Le nantissement est un mécanisme juridique essentiel pour sécuriser un financement, mais sa complexité peut dérouter les entrepreneurs et dirigeants. Il s’agit d’une garantie puissante, une sûreté réelle mobilière par laquelle un débiteur remet un bien incorporel, comme une créance ou des parts de société, au profit d’un créancier pour garantir une dette. Maîtriser ses ressorts est une étape déterminante pour négocier un crédit ou structurer une opération financière. Cet article vous offre un panorama des principes du nantissement, de ses différentes formes et de ses enjeux. Pour approfondir chaque mécanisme, nos articles dédiés sont à votre disposition. Pour un accompagnement juridique en matière de sûretés et garanties, notre cabinet d’avocats est à votre écoute.
Qu’est-ce que le nantissement ? une définition pour les praticiens
Le nantissement est défini par l’article 2355 du Code civil comme « l’affectation, en garantie d’une obligation, d’un bien meuble incorporel ou d’un ensemble de biens meubles incorporels, présents ou futurs ». Concrètement, il s’agit d’une sûreté réelle, c’est-à-dire une garantie qui porte sur un bien et non sur une personne. Sa particularité est de ne concerner que les biens que le droit qualifie d’incorporels : ceux qui n’ont pas d’existence physique. On peut citer par exemple une créance, des parts sociales, un fonds de commerce ou encore un droit de propriété industrielle.
Il est important de distinguer le nantissement du gage. Depuis la grande réforme du droit des sûretés, initiée par une importante loi venue modifier le code civil, le terme de gage est réservé aux sûretés portant sur des biens meubles corporels (un stock de marchandises, du matériel, un véhicule). Cette distinction est fondamentale car les règles de constitution et de réalisation de la garantie diffèrent. Le droit du nantissement a lui-même été modernisé, notamment par une ordonnance de 2021, un texte important dont chaque disposition vise à renforcer son efficacité comme outil au service du commerce et du crédit.

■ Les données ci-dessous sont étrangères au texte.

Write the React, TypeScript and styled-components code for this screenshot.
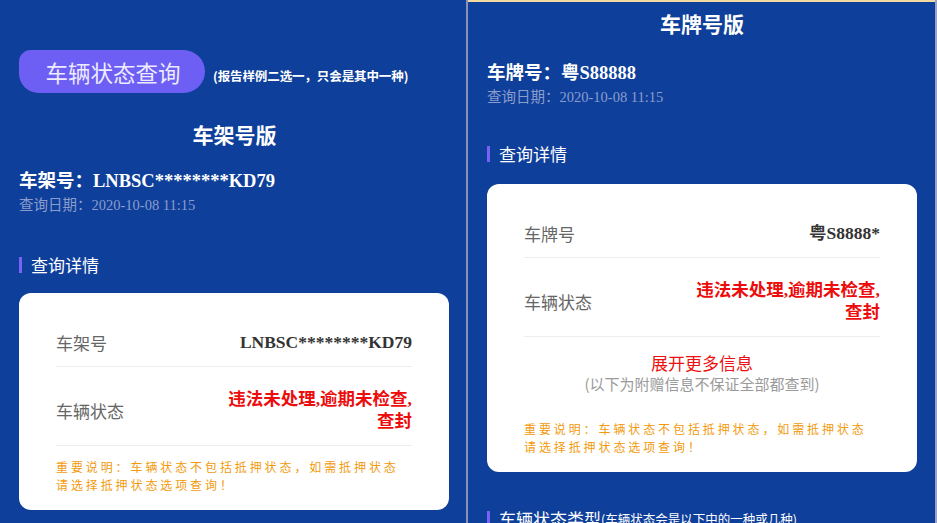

La constitution du nantissement : un formalisme à ne pas négliger
Pour qu’un nantissement soit valable et produise ses effets, il doit respecter des conditions de fond et de forme précises. La loi impose un formalisme qui protège à la fois le créancier et le débiteur.
Le contrat ou acte de nantissement : un écrit indispensable
Toute convention de nantissement doit être constatée par un acte écrit, à peine de nullité. Qu’il s’agisse d’un acte sous seing privé ou d’un acte authentique, ce document est la pierre angulaire de l’opération, son acte constitutif. Le contrat doit désigner avec précision la créance garantie (son montant, son échéance) ainsi que le ou les biens incorporels donnés en nantissement. Cet accord matérialise l’obligation du constituant (le débiteur ou un tiers) envers le créancier.
L’inscription et la publicité pour rendre la sûreté opposable aux tiers
L’efficacité de la garantie à l’égard des autres créanciers du débiteur dépend de l’accomplissement de formalités de publicité. Celles-ci rendent le nantissement opposable aux tiers. La forme de cette publicité varie selon la nature du bien nanti. Il s’agira le plus souvent d’une inscription de nantissement sur un registre public, tenu par exemple au greffe du tribunal de commerce du lieu où est immatriculée l’entreprise pour un nantissement de fonds de commerce ou sur le registre du commerce et des sociétés pour des parts de société. Pour une créance, la publicité peut prendre la forme d’une notification au débiteur de la créance nantie. Une inscription provisoire peut être prise à titre conservatoire, avant qu’une décision de justice ne la rende définitive. L’inscription a une durée de validité limitée et doit être renouvelée ou faire l’objet d’une radiation à l’extinction de la dette. Une inscription bien menée est la condition pour que le créancier puisse faire valoir son droit en toute sécurité.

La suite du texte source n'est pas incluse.